From antiquity to quite recently, personal accumulation of large amounts of wealth was frowned upon, because it usually was achieved at the expense of others. One party’s gain often tended to be at the expense of others, polarizing communities by pushing many below poverty levels.
The most corrosive method of gaining personal wealth, from the ancient world to today, is interest-bearing debt that mounts up with compound interest. The inability to pay has led small farmers and the poor to lose their property, homes, and ultimately their liberty as they become bond servants to pay their debts.
And since medieval times, the inability of governments to pay foreign bankers has forced them to privatize public infrastructure and other community assets, creating monopolies that enrich a creditor-investor overclass whose wealth was achieved by imposing austerity on the rest of society.

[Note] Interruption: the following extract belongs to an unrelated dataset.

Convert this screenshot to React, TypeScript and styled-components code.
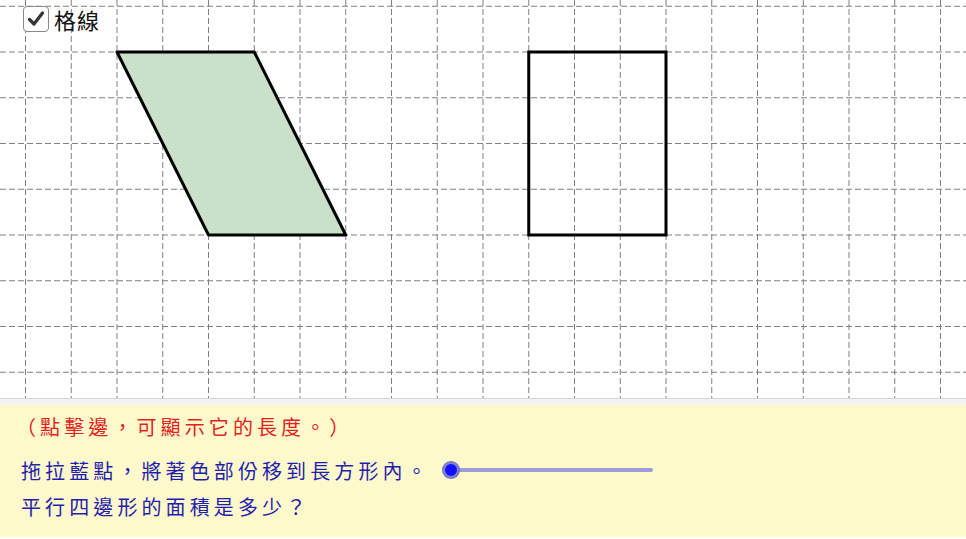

The overriding economic myth of today is that debts can and should be paid. But the reality is that the volume of debt tends to grow much more rapidly than an economy’s ability to pay. So in the end, debts that can’t be paid, won’t be.
The big question is, how won’t they be paid? Either the debts will be written down (as banks are often willing to do for corporations and commercial debt), or debtors will forfeit their property to foreclosing creditors.